▸ INSTRUCTION
The entries are to be returned exactly, with images left out.

▸ TASK DATA
-- Begin --
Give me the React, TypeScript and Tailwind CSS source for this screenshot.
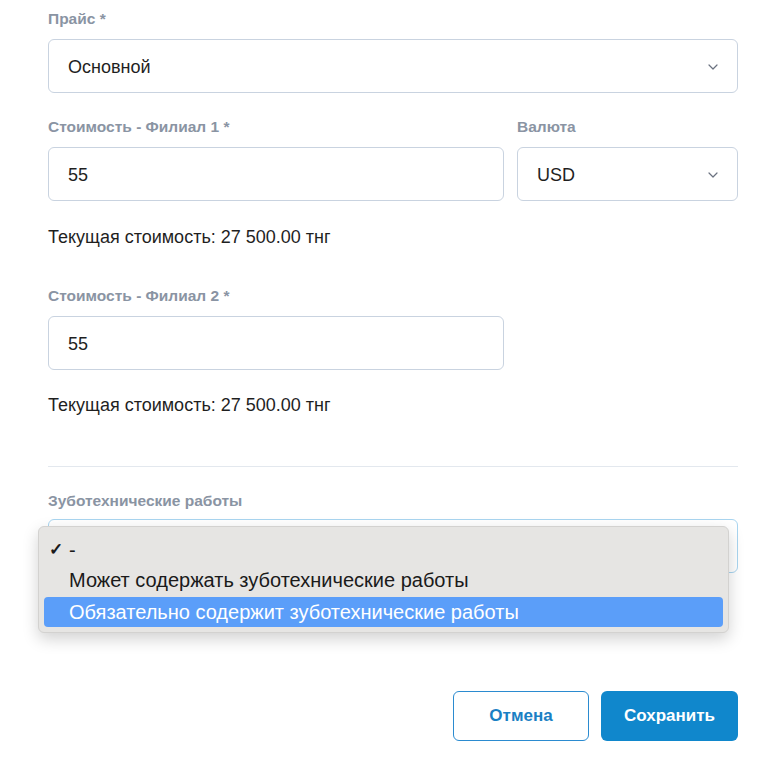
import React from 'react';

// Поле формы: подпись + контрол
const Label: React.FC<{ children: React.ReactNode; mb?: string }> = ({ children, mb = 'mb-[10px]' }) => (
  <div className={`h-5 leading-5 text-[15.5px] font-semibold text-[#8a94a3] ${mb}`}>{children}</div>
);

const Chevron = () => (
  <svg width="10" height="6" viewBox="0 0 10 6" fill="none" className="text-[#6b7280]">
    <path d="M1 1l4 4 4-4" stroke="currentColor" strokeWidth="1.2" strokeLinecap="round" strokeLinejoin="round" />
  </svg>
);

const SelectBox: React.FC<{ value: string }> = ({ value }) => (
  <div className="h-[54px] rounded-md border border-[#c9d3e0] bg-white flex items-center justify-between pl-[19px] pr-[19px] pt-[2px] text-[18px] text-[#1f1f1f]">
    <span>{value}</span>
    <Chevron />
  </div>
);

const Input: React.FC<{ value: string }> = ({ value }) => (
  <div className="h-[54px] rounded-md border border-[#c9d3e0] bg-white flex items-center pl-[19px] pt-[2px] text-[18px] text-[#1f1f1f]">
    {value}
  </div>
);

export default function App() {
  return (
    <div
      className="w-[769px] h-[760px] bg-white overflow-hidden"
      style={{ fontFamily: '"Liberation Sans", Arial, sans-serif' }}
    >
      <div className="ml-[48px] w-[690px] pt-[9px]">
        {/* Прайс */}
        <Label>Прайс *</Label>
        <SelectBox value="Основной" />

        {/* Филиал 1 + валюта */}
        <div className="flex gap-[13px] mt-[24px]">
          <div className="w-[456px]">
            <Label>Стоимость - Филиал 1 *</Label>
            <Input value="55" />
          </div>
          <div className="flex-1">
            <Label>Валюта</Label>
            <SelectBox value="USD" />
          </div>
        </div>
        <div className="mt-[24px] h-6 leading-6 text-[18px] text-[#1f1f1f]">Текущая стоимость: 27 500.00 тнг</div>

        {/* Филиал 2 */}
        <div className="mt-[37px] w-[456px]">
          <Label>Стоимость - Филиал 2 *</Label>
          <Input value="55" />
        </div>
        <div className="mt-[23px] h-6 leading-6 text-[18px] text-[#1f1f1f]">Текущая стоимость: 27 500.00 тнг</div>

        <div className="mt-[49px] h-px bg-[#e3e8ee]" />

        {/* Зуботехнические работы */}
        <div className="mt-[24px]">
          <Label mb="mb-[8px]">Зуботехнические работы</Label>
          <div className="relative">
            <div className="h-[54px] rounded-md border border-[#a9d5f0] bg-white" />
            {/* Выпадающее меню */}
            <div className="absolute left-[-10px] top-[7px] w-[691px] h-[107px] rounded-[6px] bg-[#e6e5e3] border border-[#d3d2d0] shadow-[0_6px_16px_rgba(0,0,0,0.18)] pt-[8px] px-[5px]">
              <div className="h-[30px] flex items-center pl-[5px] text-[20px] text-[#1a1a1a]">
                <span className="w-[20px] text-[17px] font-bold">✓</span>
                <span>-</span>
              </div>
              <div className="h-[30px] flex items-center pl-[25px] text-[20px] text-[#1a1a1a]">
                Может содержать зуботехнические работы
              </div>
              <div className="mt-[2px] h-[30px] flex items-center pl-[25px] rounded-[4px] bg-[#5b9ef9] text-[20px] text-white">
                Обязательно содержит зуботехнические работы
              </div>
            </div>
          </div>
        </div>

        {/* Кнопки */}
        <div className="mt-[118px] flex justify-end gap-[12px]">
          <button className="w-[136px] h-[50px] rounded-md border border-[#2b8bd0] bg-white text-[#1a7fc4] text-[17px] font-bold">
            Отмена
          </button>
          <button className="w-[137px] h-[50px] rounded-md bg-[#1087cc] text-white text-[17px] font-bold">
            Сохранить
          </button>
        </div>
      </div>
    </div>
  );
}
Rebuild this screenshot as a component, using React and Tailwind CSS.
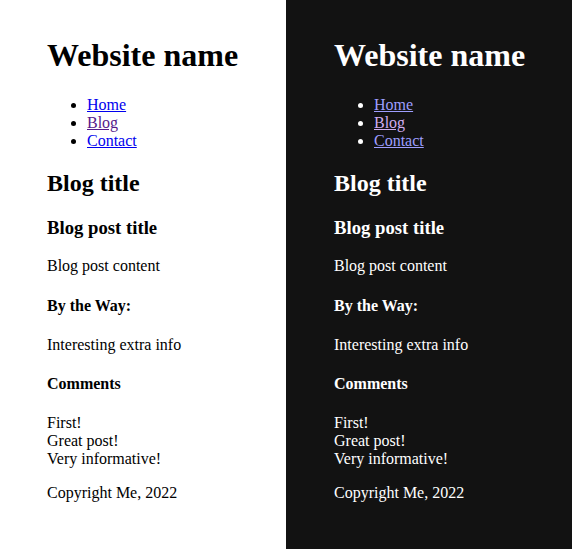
-- End --
▸ THE COMPLETED TASK
Give me the React, TypeScript and Tailwind CSS source for this screenshot.
import React from 'react';

// Поле формы: подпись + контрол
const Label: React.FC<{ children: React.ReactNode; mb?: string }> = ({ children, mb = 'mb-[10px]' }) => (
  <div className={`h-5 leading-5 text-[15.5px] font-semibold text-[#8a94a3] ${mb}`}>{children}</div>
);

const Chevron = () => (
  <svg width="10" height="6" viewBox="0 0 10 6" fill="none" className="text-[#6b7280]">
    <path d="M1 1l4 4 4-4" stroke="currentColor" strokeWidth="1.2" strokeLinecap="round" strokeLinejoin="round" />
  </svg>
);

const SelectBox: React.FC<{ value: string }> = ({ value }) => (
  <div className="h-[54px] rounded-md border border-[#c9d3e0] bg-white flex items-center justify-between pl-[19px] pr-[19px] pt-[2px] text-[18px] text-[#1f1f1f]">
    <span>{value}</span>
    <Chevron />
  </div>
);

const Input: React.FC<{ value: string }> = ({ value }) => (
  <div className="h-[54px] rounded-md border border-[#c9d3e0] bg-white flex items-center pl-[19px] pt-[2px] text-[18px] text-[#1f1f1f]">
    {value}
  </div>
);

export default function App() {
  return (
    <div
      className="w-[769px] h-[760px] bg-white overflow-hidden"
      style={{ fontFamily: '"Liberation Sans", Arial, sans-serif' }}
    >
      <div className="ml-[48px] w-[690px] pt-[9px]">
        {/* Прайс */}
        <Label>Прайс *</Label>
        <SelectBox value="Основной" />

        {/* Филиал 1 + валюта */}
        <div className="flex gap-[13px] mt-[24px]">
          <div className="w-[456px]">
            <Label>Стоимость - Филиал 1 *</Label>
            <Input value="55" />
          </div>
          <div className="flex-1">
            <Label>Валюта</Label>
            <SelectBox value="USD" />
          </div>
        </div>
        <div className="mt-[24px] h-6 leading-6 text-[18px] text-[#1f1f1f]">Текущая стоимость: 27 500.00 тнг</div>

        {/* Филиал 2 */}
        <div className="mt-[37px] w-[456px]">
          <Label>Стоимость - Филиал 2 *</Label>
          <Input value="55" />
        </div>
        <div className="mt-[23px] h-6 leading-6 text-[18px] text-[#1f1f1f]">Текущая стоимость: 27 500.00 тнг</div>

        <div className="mt-[49px] h-px bg-[#e3e8ee]" />

        {/* Зуботехнические работы */}
        <div className="mt-[24px]">
          <Label mb="mb-[8px]">Зуботехнические работы</Label>
          <div className="relative">
            <div className="h-[54px] rounded-md border border-[#a9d5f0] bg-white" />
            {/* Выпадающее меню */}
            <div className="absolute left-[-10px] top-[7px] w-[691px] h-[107px] rounded-[6px] bg-[#e6e5e3] border border-[#d3d2d0] shadow-[0_6px_16px_rgba(0,0,0,0.18)] pt-[8px] px-[5px]">
              <div className="h-[30px] flex items-center pl-[5px] text-[20px] text-[#1a1a1a]">
                <span className="w-[20px] text-[17px] font-bold">✓</span>
                <span>-</span>
              </div>
              <div className="h-[30px] flex items-center pl-[25px] text-[20px] text-[#1a1a1a]">
                Может содержать зуботехнические работы
              </div>
              <div className="mt-[2px] h-[30px] flex items-center pl-[25px] rounded-[4px] bg-[#5b9ef9] text-[20px] text-white">
                Обязательно содержит зуботехнические работы
              </div>
            </div>
          </div>
        </div>

        {/* Кнопки */}
        <div className="mt-[118px] flex justify-end gap-[12px]">
          <button className="w-[136px] h-[50px] rounded-md border border-[#2b8bd0] bg-white text-[#1a7fc4] text-[17px] font-bold">
            Отмена
          </button>
          <button className="w-[137px] h-[50px] rounded-md bg-[#1087cc] text-white text-[17px] font-bold">
            Сохранить
          </button>
        </div>
      </div>
    </div>
  );
}
Rebuild this screenshot as a component, using React and Tailwind CSS.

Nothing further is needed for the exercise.